JAKARTA – Fenomena air kali di Jalan Artowijoyo, Serpong, Tangerang Selatan, yang tiba-tiba berubah menjadi merah, kembali menyingkap rapuhnya pengawasan lingkungan di wilayah urban yang gencar disebut “kota layak huni”. Dinas Lingkungan Hidup (DLH) Tangsel menduga warna merah pekat itu berasal dari limbah industri makanan, namun hingga kini sumber pastinya belum ditemukan.
Kepala Bidang Pengendalian, Pencemaran dan Pengawasan Lingkungan (PPKL) DLH Tangsel, Carsono, justru mengaku kebingungan menelusuri asal limbah tersebut. “Ada dua kemungkinan.

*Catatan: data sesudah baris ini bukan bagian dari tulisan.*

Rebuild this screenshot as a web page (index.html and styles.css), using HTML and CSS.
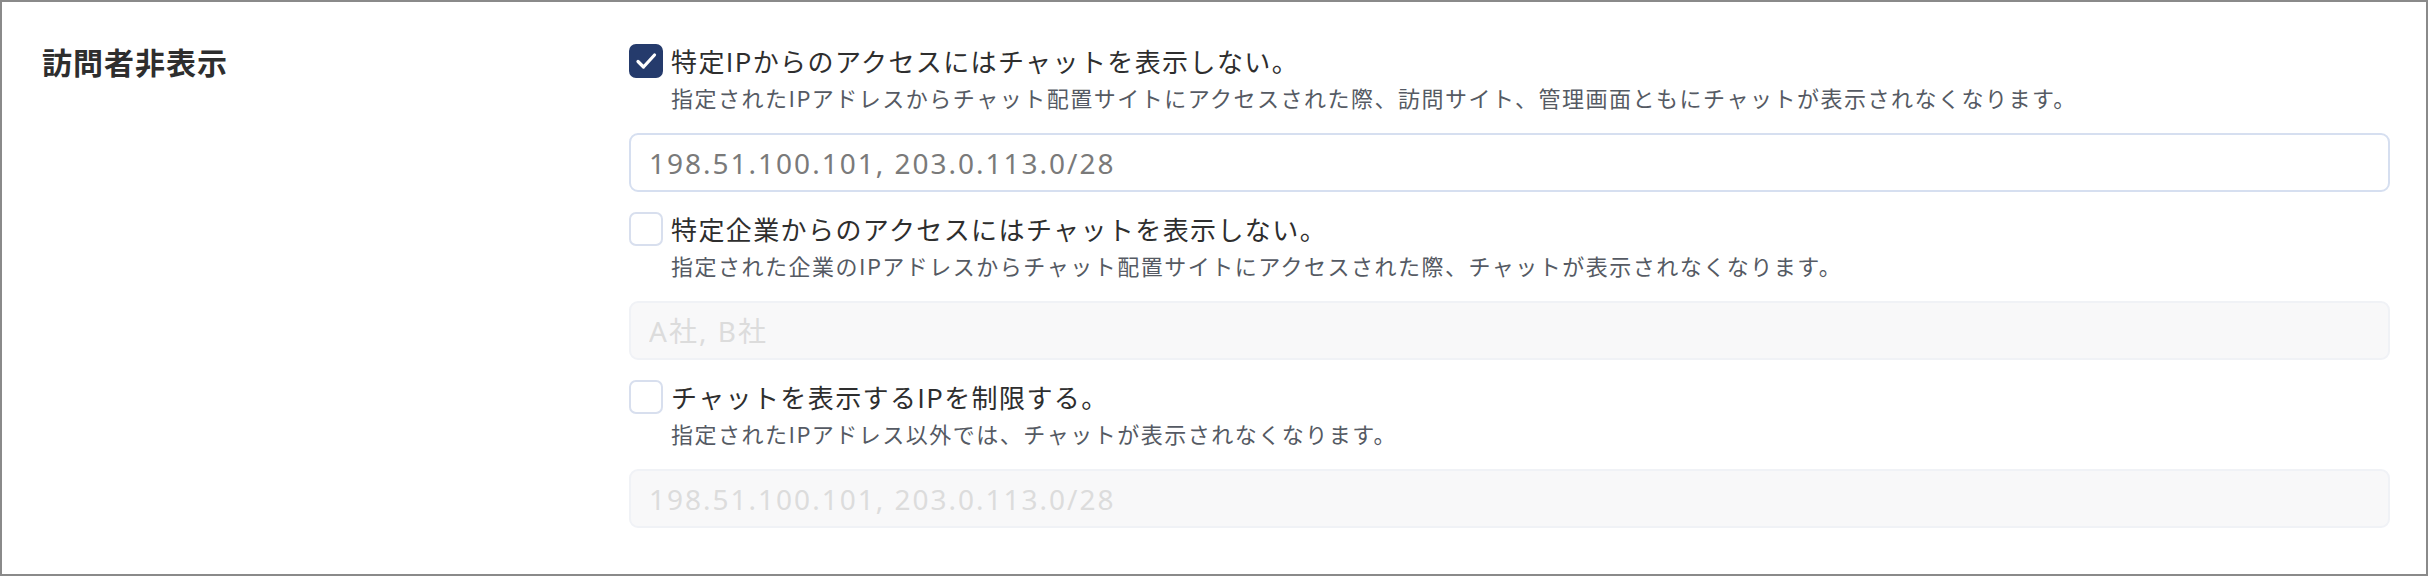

Jadi dari pewarna makanan sama pewarna pakaian. Cuman saya bingung kalau pewarna pakaian emang di Tangsel ada industri tekstil? Nggak ada. Nah itu makanya saya ragu kalau terkait dengan pewarna pakaian,” ujarnya, Senin (06/10/2025).
Carsono menduga kuat sumber pencemar berasal dari industri kuliner, karena Tangsel memang dikenal sebagai daerah dengan aktivitas usaha makanan yang padat. “Kemungkinan pewarna makanan ini. Karena kalau Tangsel terkenalnya kulineran wilayahnya,” katanya.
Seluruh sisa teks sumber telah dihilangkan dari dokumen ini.